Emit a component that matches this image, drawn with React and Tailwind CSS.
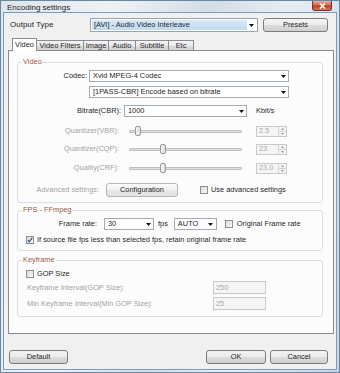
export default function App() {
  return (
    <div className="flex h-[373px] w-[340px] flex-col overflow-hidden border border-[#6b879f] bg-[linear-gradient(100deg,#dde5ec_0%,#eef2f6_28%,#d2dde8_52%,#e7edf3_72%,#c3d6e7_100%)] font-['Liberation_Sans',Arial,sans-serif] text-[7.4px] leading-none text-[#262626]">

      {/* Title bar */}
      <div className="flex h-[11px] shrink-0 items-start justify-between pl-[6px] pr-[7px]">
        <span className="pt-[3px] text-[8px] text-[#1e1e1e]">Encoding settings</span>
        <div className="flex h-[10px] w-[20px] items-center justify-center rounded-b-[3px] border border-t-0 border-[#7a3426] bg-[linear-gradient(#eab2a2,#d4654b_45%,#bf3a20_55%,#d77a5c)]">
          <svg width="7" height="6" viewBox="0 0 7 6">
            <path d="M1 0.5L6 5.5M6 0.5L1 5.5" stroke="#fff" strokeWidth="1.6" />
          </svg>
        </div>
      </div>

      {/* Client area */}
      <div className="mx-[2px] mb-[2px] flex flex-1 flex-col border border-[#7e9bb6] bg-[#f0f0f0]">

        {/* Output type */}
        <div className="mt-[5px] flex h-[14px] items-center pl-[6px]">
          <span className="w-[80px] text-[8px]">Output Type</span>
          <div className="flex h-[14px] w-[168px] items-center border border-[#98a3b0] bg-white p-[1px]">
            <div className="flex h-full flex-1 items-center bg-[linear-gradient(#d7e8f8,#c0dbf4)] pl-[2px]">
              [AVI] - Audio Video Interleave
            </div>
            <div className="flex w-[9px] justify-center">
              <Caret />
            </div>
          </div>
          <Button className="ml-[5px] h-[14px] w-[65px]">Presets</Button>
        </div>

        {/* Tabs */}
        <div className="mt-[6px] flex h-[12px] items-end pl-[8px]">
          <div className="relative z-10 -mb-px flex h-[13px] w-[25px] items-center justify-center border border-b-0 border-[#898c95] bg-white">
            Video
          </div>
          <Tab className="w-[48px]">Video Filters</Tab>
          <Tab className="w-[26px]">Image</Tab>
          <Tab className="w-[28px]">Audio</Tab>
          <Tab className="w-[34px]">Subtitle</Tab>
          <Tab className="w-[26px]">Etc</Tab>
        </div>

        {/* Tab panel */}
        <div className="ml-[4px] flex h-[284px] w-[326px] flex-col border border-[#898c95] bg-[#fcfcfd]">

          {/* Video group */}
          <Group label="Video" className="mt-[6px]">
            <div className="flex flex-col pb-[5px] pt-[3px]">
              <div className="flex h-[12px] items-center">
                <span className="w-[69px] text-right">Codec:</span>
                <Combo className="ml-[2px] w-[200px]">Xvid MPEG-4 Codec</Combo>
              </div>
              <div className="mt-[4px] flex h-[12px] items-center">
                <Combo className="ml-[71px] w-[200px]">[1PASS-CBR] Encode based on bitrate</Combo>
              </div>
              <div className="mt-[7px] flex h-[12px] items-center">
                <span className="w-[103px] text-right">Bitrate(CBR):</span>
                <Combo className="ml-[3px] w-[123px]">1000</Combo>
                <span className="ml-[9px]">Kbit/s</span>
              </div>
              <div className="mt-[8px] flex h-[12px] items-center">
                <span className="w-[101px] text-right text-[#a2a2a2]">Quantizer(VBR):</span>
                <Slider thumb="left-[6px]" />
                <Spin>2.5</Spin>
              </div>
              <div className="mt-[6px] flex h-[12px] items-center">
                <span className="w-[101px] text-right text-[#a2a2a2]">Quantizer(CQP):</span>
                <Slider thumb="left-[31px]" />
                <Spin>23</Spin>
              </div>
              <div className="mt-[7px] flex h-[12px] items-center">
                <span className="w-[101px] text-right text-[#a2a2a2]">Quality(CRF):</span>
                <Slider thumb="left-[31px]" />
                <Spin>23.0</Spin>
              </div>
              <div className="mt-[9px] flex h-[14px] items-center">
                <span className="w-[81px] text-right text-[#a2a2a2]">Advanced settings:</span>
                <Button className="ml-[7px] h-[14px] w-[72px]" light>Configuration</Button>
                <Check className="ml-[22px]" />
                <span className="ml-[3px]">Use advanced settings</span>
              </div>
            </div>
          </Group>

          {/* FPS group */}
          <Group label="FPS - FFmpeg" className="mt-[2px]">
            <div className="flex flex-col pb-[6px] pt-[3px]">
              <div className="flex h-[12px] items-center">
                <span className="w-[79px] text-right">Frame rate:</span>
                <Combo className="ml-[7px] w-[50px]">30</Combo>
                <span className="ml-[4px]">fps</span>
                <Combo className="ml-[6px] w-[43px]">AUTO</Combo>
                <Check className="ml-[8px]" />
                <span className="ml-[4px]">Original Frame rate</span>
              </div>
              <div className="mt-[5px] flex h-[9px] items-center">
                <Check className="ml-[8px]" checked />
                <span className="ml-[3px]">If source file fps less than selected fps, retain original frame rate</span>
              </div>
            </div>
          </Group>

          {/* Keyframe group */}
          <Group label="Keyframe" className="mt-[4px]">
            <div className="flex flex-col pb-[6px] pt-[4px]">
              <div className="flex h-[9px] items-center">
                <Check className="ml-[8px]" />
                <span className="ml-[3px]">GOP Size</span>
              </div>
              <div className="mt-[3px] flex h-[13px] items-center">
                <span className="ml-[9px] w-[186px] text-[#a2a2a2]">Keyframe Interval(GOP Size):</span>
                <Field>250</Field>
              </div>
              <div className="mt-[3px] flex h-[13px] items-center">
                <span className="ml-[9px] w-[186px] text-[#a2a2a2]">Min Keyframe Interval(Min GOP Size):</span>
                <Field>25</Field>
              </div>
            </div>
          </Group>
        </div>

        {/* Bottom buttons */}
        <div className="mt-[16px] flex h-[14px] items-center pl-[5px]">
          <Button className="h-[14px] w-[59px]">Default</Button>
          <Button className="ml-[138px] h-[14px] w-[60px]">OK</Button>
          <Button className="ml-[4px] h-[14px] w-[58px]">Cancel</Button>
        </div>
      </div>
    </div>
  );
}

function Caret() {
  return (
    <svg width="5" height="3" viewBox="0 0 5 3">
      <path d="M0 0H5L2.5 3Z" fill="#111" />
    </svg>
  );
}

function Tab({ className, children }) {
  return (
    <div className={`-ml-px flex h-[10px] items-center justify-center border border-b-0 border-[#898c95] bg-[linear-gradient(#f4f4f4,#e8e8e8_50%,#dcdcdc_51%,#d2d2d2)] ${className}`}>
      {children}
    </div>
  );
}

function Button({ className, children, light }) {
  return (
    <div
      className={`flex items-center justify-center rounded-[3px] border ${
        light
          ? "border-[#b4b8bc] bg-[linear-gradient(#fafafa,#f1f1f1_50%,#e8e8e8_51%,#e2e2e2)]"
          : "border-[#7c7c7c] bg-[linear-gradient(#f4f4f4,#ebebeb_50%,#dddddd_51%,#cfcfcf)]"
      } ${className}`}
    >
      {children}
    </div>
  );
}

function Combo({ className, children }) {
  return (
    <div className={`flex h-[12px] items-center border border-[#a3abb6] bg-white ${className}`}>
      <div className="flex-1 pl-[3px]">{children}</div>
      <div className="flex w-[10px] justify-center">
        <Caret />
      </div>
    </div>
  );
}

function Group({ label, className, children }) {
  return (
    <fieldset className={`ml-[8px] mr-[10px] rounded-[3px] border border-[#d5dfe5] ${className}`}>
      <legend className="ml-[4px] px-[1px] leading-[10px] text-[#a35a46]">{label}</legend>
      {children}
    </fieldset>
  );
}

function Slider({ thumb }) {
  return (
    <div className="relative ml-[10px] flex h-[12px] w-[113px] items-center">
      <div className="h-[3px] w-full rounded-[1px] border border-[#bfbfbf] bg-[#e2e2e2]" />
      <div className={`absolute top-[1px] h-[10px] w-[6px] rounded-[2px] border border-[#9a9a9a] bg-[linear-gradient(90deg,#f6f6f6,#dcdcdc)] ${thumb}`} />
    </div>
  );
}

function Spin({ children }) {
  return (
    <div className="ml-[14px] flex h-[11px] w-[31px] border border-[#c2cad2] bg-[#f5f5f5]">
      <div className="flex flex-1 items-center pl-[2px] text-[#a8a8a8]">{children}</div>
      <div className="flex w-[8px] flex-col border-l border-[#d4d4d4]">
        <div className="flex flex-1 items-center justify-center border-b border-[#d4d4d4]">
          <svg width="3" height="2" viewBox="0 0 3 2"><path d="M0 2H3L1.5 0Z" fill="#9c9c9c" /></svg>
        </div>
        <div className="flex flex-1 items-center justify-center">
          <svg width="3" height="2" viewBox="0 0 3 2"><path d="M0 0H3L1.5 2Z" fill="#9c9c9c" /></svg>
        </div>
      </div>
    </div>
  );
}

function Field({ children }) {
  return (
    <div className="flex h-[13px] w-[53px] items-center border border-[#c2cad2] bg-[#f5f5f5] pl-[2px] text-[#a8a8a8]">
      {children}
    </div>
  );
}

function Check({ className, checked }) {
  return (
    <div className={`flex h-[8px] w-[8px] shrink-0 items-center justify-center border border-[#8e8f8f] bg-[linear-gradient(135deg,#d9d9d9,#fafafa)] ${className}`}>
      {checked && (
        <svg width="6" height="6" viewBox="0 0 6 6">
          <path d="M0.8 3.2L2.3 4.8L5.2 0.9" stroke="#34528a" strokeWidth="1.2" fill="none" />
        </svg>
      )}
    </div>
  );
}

***

### WHAT THE TASK REQUIRES
With all pictures left out, please transcribe exactly the lines from the start of the material through the line with "mb-[2px] flex flex-1".

### WORKED ANSWER
Emit a component that matches this image, drawn with React and Tailwind CSS.
export default function App() {
  return (
    <div className="flex h-[373px] w-[340px] flex-col overflow-hidden border border-[#6b879f] bg-[linear-gradient(100deg,#dde5ec_0%,#eef2f6_28%,#d2dde8_52%,#e7edf3_72%,#c3d6e7_100%)] font-['Liberation_Sans',Arial,sans-serif] text-[7.4px] leading-none text-[#262626]">

      {/* Title bar */}
      <div className="flex h-[11px] shrink-0 items-start justify-between pl-[6px] pr-[7px]">
        <span className="pt-[3px] text-[8px] text-[#1e1e1e]">Encoding settings</span>
        <div className="flex h-[10px] w-[20px] items-center justify-center rounded-b-[3px] border border-t-0 border-[#7a3426] bg-[linear-gradient(#eab2a2,#d4654b_45%,#bf3a20_55%,#d77a5c)]">
          <svg width="7" height="6" viewBox="0 0 7 6">
            <path d="M1 0.5L6 5.5M6 0.5L1 5.5" stroke="#fff" strokeWidth="1.6" />
          </svg>
        </div>
      </div>

      {/* Client area */}
      <div className="mx-[2px] mb-[2px] flex flex-1 flex-col border border-[#7e9bb6] bg-[#f0f0f0]">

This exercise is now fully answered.